Cumbria

Cumbria mountain rescuers on standby for flood clean-ups

Mountain rescue volunteers help flooded residents in Cumbria
Image caption Mountain rescue teams from across Cumbria helped with flood relief in other parts of the UK

Cumbria mountain rescue teams have prepared for further flood relief as the clean-up and repairs continue.

After helping in the county volunteers travelled to Lancashire, Manchester and Yorkshire throughout December.

Teams across the Lakes were dried out, up to full strength and ready to help again if needed, Cockermouth's team leader Mike Park said.

"We've certainly had our passport stamped around the country in the last month," he said.

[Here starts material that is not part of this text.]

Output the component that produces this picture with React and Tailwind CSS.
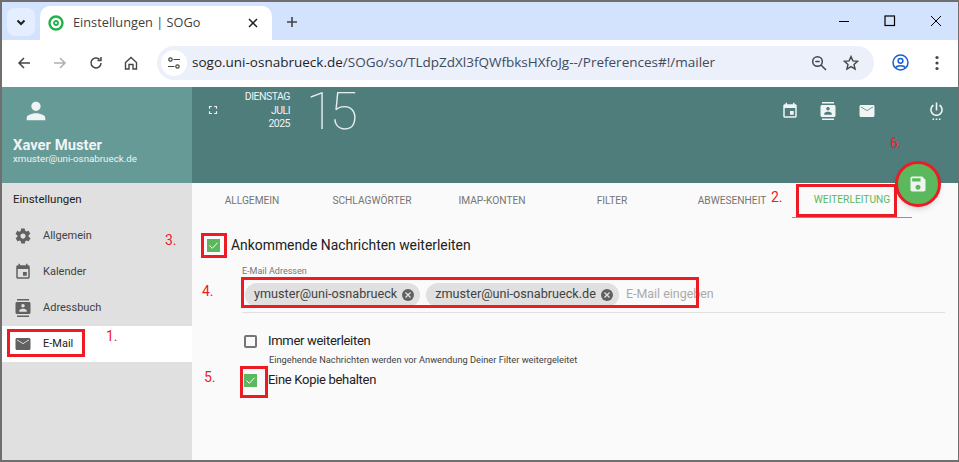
import React from "react";

const Ic = ({ d, className = "", size = 24 }) => (
  <svg width={size} height={size} viewBox="0 0 24 24" fill="currentColor" className={className}>
    <path d={d} />
  </svg>
);
const P = {
  person: "M12 12c2.2 0 4-1.8 4-4s-1.8-4-4-4-4 1.8-4 4 1.8 4 4 4zm0 2c-2.7 0-8 1.3-8 4v2h16v-2c0-2.7-5.3-4-8-4z",
  gear: "M19.4 13c0-.3.1-.6.1-1s0-.7-.1-1l2.1-1.6c.2-.2.2-.4.1-.6l-2-3.5c-.1-.2-.4-.3-.6-.2l-2.5 1c-.5-.4-1.1-.7-1.7-1l-.4-2.6c0-.2-.2-.4-.5-.4h-4c-.3 0-.5.2-.5.4l-.4 2.7c-.6.2-1.1.6-1.7 1l-2.5-1c-.2-.1-.5 0-.6.2l-2 3.5c-.1.2-.1.4.1.6L4.6 11c0 .3-.1.6-.1 1s0 .7.1 1l-2.1 1.6c-.2.2-.2.4-.1.6l2 3.5c.1.2.4.3.6.2l2.5-1c.5.4 1.1.7 1.7 1l.4 2.6c0 .2.2.4.5.4h4c.3 0 .5-.2.5-.4l.4-2.6c.6-.3 1.2-.6 1.7-1l2.5 1c.2.1.5 0 .6-.2l2-3.5c.1-.2.1-.4-.1-.6L19.4 13zM12 15.5c-1.9 0-3.5-1.6-3.5-3.5s1.6-3.5 3.5-3.5 3.5 1.6 3.5 3.5-1.6 3.5-3.5 3.5z",
  cal: "M17 12h-5v5h5v-5zM16 1v2H8V1H6v2H5c-1.1 0-2 .9-2 2v14c0 1.1.9 2 2 2h14c1.1 0 2-.9 2-2V5c0-1.1-.9-2-2-2h-1V1h-2zm3 18H5V8h14v11z",
  book: "M4 0h16v2H4V0zm0 22h16v2H4v-2zM20 4H4c-1.1 0-2 .9-2 2v12c0 1.1.9 2 2 2h16c1.1 0 2-.9 2-2V6c0-1.1-.9-2-2-2zm-8 2.8c1.2 0 2.3 1 2.3 2.2s-1 2.3-2.3 2.3-2.3-1-2.3-2.3 1-2.2 2.3-2.2zM17 17H7v-1.5c0-1.7 3.3-2.5 5-2.5s5 .8 5 2.5V17z",
  mail: "M20 4H4c-1.1 0-2 .9-2 2v12c0 1.1.9 2 2 2h16c1.1 0 2-.9 2-2V6c0-1.1-.9-2-2-2zm0 3l-8 5-8-5V6l8 5 8-5v1z",
  power: "M7 24h2v-2H7v2zm4 0h2v-2h-2v2zm2-22h-2v10h2V2zm3.56 2.44l-1.45 1.45C16.84 6.94 18 8.83 18 11c0 3.31-2.69 6-6 6s-6-2.69-6-6c0-2.17 1.16-4.06 2.88-5.12L7.44 4.44C5.36 5.88 4 8.28 4 11c0 4.42 3.58 8 8 8s8-3.58 8-8c0-2.72-1.36-5.12-3.44-6.56zM15 24h2v-2h-2v2z",
  save: "M17 3H5c-1.1 0-2 .9-2 2v14c0 1.1.9 2 2 2h14c1.1 0 2-.9 2-2V7l-4-4zm-5 16c-1.7 0-3-1.3-3-3s1.3-3 3-3 3 1.3 3 3-1.3 3-3 3zm3-10H5V5h10v4z",
  full: "M7 14H5v5h5v-2H7v-3zM5 10h2V7h3V5H5v5zm12 7h-3v2h5v-5h-2v3zM14 5v2h3v3h2V5h-5z",
};

const Check = ({ on }) =>
  on ? (
    <span className="flex h-[13px] w-[13px] shrink-0 items-center justify-center bg-[#5cb85c]">
      <svg width="11" height="11" viewBox="0 0 11 11" fill="none" stroke="#fff" strokeWidth="1">
        <path d="M1.5 5.5 L4.3 8.3 L9.5 2.8" />
      </svg>
    </span>
  ) : (
    <span className="block h-[13px] w-[13px] shrink-0 rounded-[2px] border-2 border-[#757575]" />
  );

const Chip = ({ children }) => (
  <span className="flex h-[24px] items-center gap-[5px] rounded-full bg-[#e0e0e0] pl-[9px] pr-[6px] text-[12.65px] text-[#424242]">
    {children}
    <span className="flex h-[12px] w-[12px] items-center justify-center rounded-full bg-[#616161]">
      <svg width="8" height="8" viewBox="0 0 8 8" stroke="#e0e0e0" strokeWidth="1.3">
        <path d="M1.5 1.5 L6.5 6.5 M6.5 1.5 L1.5 6.5" />
      </svg>
    </span>
  </span>
);

const Tab = ({ children, active }) => (
  <div
    className={`flex h-[35px] w-[120px] items-center justify-center text-[10.2px] ${
      active ? "border-b border-[#5cb85c] text-[#5cb85c]" : "text-[#757575]"
    }`}
  >
    {children}
  </div>
);

const NavItem = ({ icon, children, active }) => (
  <div className={`flex h-[36px] items-center pl-[12px] text-[11px] ${active ? "bg-white text-[#212121]" : "text-[#424242]"}`}>
    <Ic d={icon} size={18} className="text-[#616161]" />
    <span className="ml-[11px]">{children}</span>
  </div>
);

const Box = ({ className }) => <div className={`absolute border-[3px] border-[#ed1c24] ${className}`} />;
const Num = ({ className, children }) => (
  <div className={`absolute text-[14px] leading-none text-[#ed1c24] ${className}`}>{children}</div>
);

export default function App() {
  return (
    <div
      className="relative flex h-[462px] w-[959px] flex-col overflow-hidden border-l-2 border-t-2 border-b-2 border-r border-[#6f6f6f] bg-[#fafafa]"
      style={{ fontFamily: 'Roboto, sans-serif' }}
    >
      {/* Tab strip */}
      <div className="flex h-[38px] shrink-0 items-end bg-[#d3e3fd] pl-[5px]">
        <div className="mb-[4px] flex h-[28px] w-[28px] items-center justify-center rounded-lg bg-[#e4eefe] text-[#1f1f1f]">
          <svg width="12" height="12" viewBox="0 0 12 12" fill="none" stroke="currentColor" strokeWidth="2">
            <path d="M2.5 4.5 L6 8 L9.5 4.5" />
          </svg>
        </div>
        <div className="ml-[5px] flex h-[34px] w-[232px] items-center rounded-t-[10px] bg-white pl-[8px] text-[12.75px] text-[#3c4043]">
          <svg width="16" height="16" viewBox="0 0 16 16" fill="none" stroke="#22b14c" strokeWidth="2.4">
            <circle cx="8" cy="8" r="6.5" />
            <circle cx="8" cy="8" r="2" strokeWidth="1.8" />
          </svg>
          <span className="ml-[9px]" style={{ fontFamily: '"Open Sans", sans-serif' }}>Einstellungen | SOGo</span>
          <svg width="10" height="10" viewBox="0 0 10 10" stroke="#1f1f1f" strokeWidth="1.5" className="ml-auto mr-[14px]">
            <path d="M1 1 L9 9 M9 1 L1 9" />
          </svg>
        </div>
        <svg width="12" height="12" viewBox="0 0 12 12" stroke="#444" strokeWidth="1.6" className="mb-[12px] ml-[14px]">
          <path d="M6 1 V11 M1 6 H11" />
        </svg>
        <div className="ml-auto mb-[13px] flex items-center">
          <svg width="12" height="12" viewBox="0 0 12 12" stroke="#000" strokeWidth="1" className="mr-[34px]">
            <path d="M1 6.5 H11" />
          </svg>
          <svg width="12" height="12" viewBox="0 0 12 12" stroke="#000" strokeWidth="1.2" fill="none" className="mr-[34px]">
            <rect x="1" y="1" width="9.5" height="9.5" />
          </svg>
          <svg width="12" height="12" viewBox="0 0 12 12" stroke="#000" strokeWidth="1" className="mr-[16px]">
            <path d="M1 1 L11 11 M11 1 L1 11" />
          </svg>
        </div>
      </div>

      {/* Toolbar */}
      <div className="flex h-[47px] shrink-0 items-center rounded-t-[8px] bg-white pb-[2px] text-[#444746]">
        <svg width="14" height="14" viewBox="0 0 14 14" fill="none" stroke="currentColor" strokeWidth="1.5" className="ml-[15px]">
          <path d="M13 7 H2 M7 2 L2 7 L7 12" />
        </svg>
        <svg width="14" height="14" viewBox="0 0 14 14" fill="none" stroke="#b0b0b0" strokeWidth="1.5" className="ml-[22px]">
          <path d="M1 7 H12 M7 2 L12 7 L7 12" />
        </svg>
        <svg width="14" height="14" viewBox="0 0 14 14" fill="none" stroke="currentColor" strokeWidth="1.5" className="ml-[22px]">
          <path d="M12 7 A5 5 0 1 1 10.5 3.4 M12 1 V4.5 H8.5" />
        </svg>
        <svg width="14" height="14" viewBox="0 0 14 14" fill="none" stroke="currentColor" strokeWidth="1.4" className="ml-[21px]">
          <path d="M1.5 6.5 L7 1.5 L12.5 6.5 V13 H9 V8.5 H5 V13 H1.5 Z" />
        </svg>
        <div className="ml-[19px] flex h-[34px] w-[717px] items-center rounded-full bg-[#ebf0fa] pl-[4px]">
          <span className="flex h-[26px] w-[26px] items-center justify-center rounded-full bg-white">
            <svg width="14" height="14" viewBox="0 0 14 14" fill="none" stroke="currentColor" strokeWidth="1.2">
              <circle cx="3.5" cy="3.5" r="1.7" />
              <path d="M6.5 3.5 H13 M1 10.5 H7.5" />
              <circle cx="10.5" cy="10.5" r="1.7" />
            </svg>
          </span>
          <span className="ml-[5px] text-[13.5px] text-[#3f4a5a]" style={{ fontFamily: '"Open Sans", sans-serif' }}>
            <span className="text-[#1f1f1f]">sogo.uni-osnabrueck.de</span>/SOGo/so/TLdpZdXl3fQWfbksHXfoJg--/Preferences#!/mailer
          </span>
          <svg width="16" height="16" viewBox="0 0 16 16" fill="none" stroke="currentColor" strokeWidth="1.5" className="ml-auto">
            <circle cx="6.5" cy="6.5" r="4.8" />
            <path d="M10 10 L15 15 M4.3 6.5 H8.7" />
          </svg>
          <svg width="16" height="16" viewBox="0 0 16 16" fill="none" stroke="currentColor" strokeWidth="1.4" className="ml-[16px] mr-[15px]">
            <path d="M8 1.6 L9.9 5.9 L14.6 6.3 L11 9.4 L12.1 14 L8 11.6 L3.9 14 L5 9.4 L1.4 6.3 L6.1 5.9 Z" />
          </svg>
        </div>
        <svg width="17" height="17" viewBox="0 0 17 17" fill="none" stroke="#1a5fd0" strokeWidth="1.5" className="ml-[18px]">
          <circle cx="8.5" cy="8.5" r="7.5" />
          <circle cx="8.5" cy="6.8" r="2.4" />
          <path d="M3.8 13.6 C5 11 12 11 13.2 13.6" />
        </svg>
        <svg width="4" height="16" viewBox="0 0 4 16" fill="currentColor" className="ml-[26px]">
          <circle cx="2" cy="2.5" r="1.6" />
          <circle cx="2" cy="8" r="1.6" />
          <circle cx="2" cy="13.5" r="1.6" />
        </svg>
      </div>

      {/* App */}
      <div className="flex min-h-0 flex-1">
        <aside className="flex w-[190px] shrink-0 flex-col bg-[#e0e0e0]">
          <div className="h-[96px] bg-[#669a97] pl-[11px] pt-[10px] text-[#f0f4f4]">
            <Ic d={P.person} size={28} className="ml-[9px]" />
            <div className="mt-[11px] text-[14.8px] font-bold leading-[18px]">Xaver Muster</div>
            <div className="mt-[-2px] text-[9.75px] leading-[13px]">xmuster@uni-osnabrueck.de</div>
          </div>
          <div className="flex h-[34px] items-center pl-[11px] text-[11.5px] text-[#212121]">Einstellungen</div>
          <div className="pt-[1px]">
            <NavItem icon={P.gear}>Allgemein</NavItem>
            <NavItem icon={P.cal}>Kalender</NavItem>
            <NavItem icon={P.book}>Adressbuch</NavItem>
            <NavItem icon={P.mail} active>E-Mail</NavItem>
          </div>
        </aside>

        <main className="flex min-w-0 flex-1 flex-col">
          <header className="relative flex h-[96px] shrink-0 items-start bg-[#4e7d7c] text-[#f0f4f4]">
            <Ic d={P.full} size={14} className="ml-[14px] mt-[16px]" />
            <div className="ml-[20px] mt-[3px] w-[50px] text-right text-[10.5px] leading-[13.5px] tracking-[-0.5px]">
              <div>DIENSTAG</div>
              <div>JULI</div>
              <div>2025</div>
            </div>
            <div className="ml-[16px] mt-[-3px] text-[52px] font-thin leading-[56px] tracking-[-5px] text-[#e5eded]">15</div>
            <div className="ml-auto mr-[12px] mt-[14px] flex items-center">
              <Ic d={P.cal} size={18} />
              <Ic d={P.book} size={18} className="ml-[20px]" />
              <Ic d={P.mail} size={18} className="ml-[21px]" />
              <Ic d={P.power} size={19} className="ml-[51px]" />
            </div>
          </header>

          <nav className="flex shrink-0">
            <Tab>ALLGEMEIN</Tab>
            <Tab>SCHLAGWÖRTER</Tab>
            <Tab>IMAP-KONTEN</Tab>
            <Tab>FILTER</Tab>
            <Tab>ABWESENHEIT</Tab>
            <Tab active>WEITERLEITUNG</Tab>
          </nav>

          <section className="flex-1 pl-[15px] pr-[13px] pt-[17px]">
            <div className="flex h-[20px] items-center text-[13.9px] text-[#212121]">
              <Check on />
              <span className="ml-[11px]">Ankommende Nachrichten weiterleiten</span>
            </div>
            <div className="ml-[35px] mt-[10px] text-[9px] leading-[12px] text-[#757575]">E-Mail Adressen</div>
            <div className="ml-[35px] mt-[3px] flex h-[33px] items-center gap-[6px] border-b border-[#e0e0e0] pb-[3px] pl-[3px]">
              <Chip>ymuster@uni-osnabrueck</Chip>
              <Chip>zmuster@uni-osnabrueck.de</Chip>
              <span className="ml-[1px] text-[12.45px] text-[#aaaaaa]">E-Mail eingeben</span>
            </div>
            <div className="ml-[37px] mt-[18px] flex h-[20px] items-center text-[13px] tracking-[-0.3px] text-[#212121]">
              <Check />
              <span className="ml-[11px]">Immer weiterleiten</span>
            </div>
            <div className="ml-[62px] mt-[3px] text-[9.25px] leading-[12px] text-[#424242]">
              Eingehende Nachrichten werden vor Anwendung Deiner Filter weitergeleitet
            </div>
            <div className="ml-[37px] mt-[4px] flex h-[20px] items-center text-[13px] tracking-[-0.3px] text-[#212121]">
              <Check on />
              <span className="ml-[11px]">Eine Kopie behalten</span>
            </div>
          </section>
        </main>
      </div>

      {/* Floating save button */}
      <div className="absolute left-[893px] top-[159px] flex h-[46px] w-[46px] items-center justify-center rounded-full border-[3px] border-[#ed1c24] bg-[#5cb85c] text-[#eef5ee] shadow-md">
        <Ic d={P.save} size={20} />
      </div>

      {/* Red annotations */}
      <Box className="left-[5px] top-[327px] h-[28px] w-[78px]" />
      <Box className="left-[794px] top-[182px] h-[33px] w-[101px]" />
      <Box className="left-[199px] top-[231px] h-[25px] w-[26px]" />
      <Box className="left-[239px] top-[275px] h-[31px] w-[458px]" />
      <Box className="left-[238px] top-[364px] h-[32px] w-[28px]" />
      <Num className="left-[104px] top-[327px]">1.</Num>
      <Num className="left-[769px] top-[188px]">2.</Num>
      <Num className="left-[163px] top-[231px]">3.</Num>
      <Num className="left-[200px] top-[282px]">4.</Num>
      <Num className="left-[202px] top-[368px]">5.</Num>
      <Num className="left-[888px] top-[134px]">6.</Num>
    </div>
  );
}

Volunteers had been to "wherever the help was needed" despite some having their own houses flooded.

"We don't want to go out again at all - it would be nice to actually go and take a few people off the hills, that would be nice," Mr Park said.

Meanwhile, donations to the county's flood recovery fund have reached £4m.

Cumbria Community Foundation chairman Ian Brown said the appeal target was £6m and "it'll all be needed".

"The donations are coming from literally all over the world," he said.

Image caption Cockermouth Mountain Rescue team leader Mike Park said volunteers were looking forward to getting back to actual mountain rescues

The south Cumbria flood relief centre in Kendal, which has been handing out donations of food, cleaning products and toiletries, will re-open on Tuesday.

Plans for children to access schools via the flood-damaged A591 at Dunmail Raise have had to be changed after a further section collapsed.

Cumbria County Council highways cabinet member Keith Little said the situation was "challenging".

"There's a reason major road building is rarely done in winter," he said.

Engineers were working to "reconnect the north and south" of the county.

A number of flood alerts and warnings were still in place across the region on Friday, though there were no Met Office warnings of imminent severe weather in the county.

Image caption Soldiers spent a whole night bolstering temporary defences in the village of Braithwaite

Braithwaite resident Paul Barnes said on Wednesday they were "laughing" once they knew the danger from the river had passed.

"Once it starts dropping and the wind changes up the top, so you can feel it blowing, you know the storm's clear," he said.

"We'll have a party," he said. "No carpets, but we've got some cheese and onion crisps."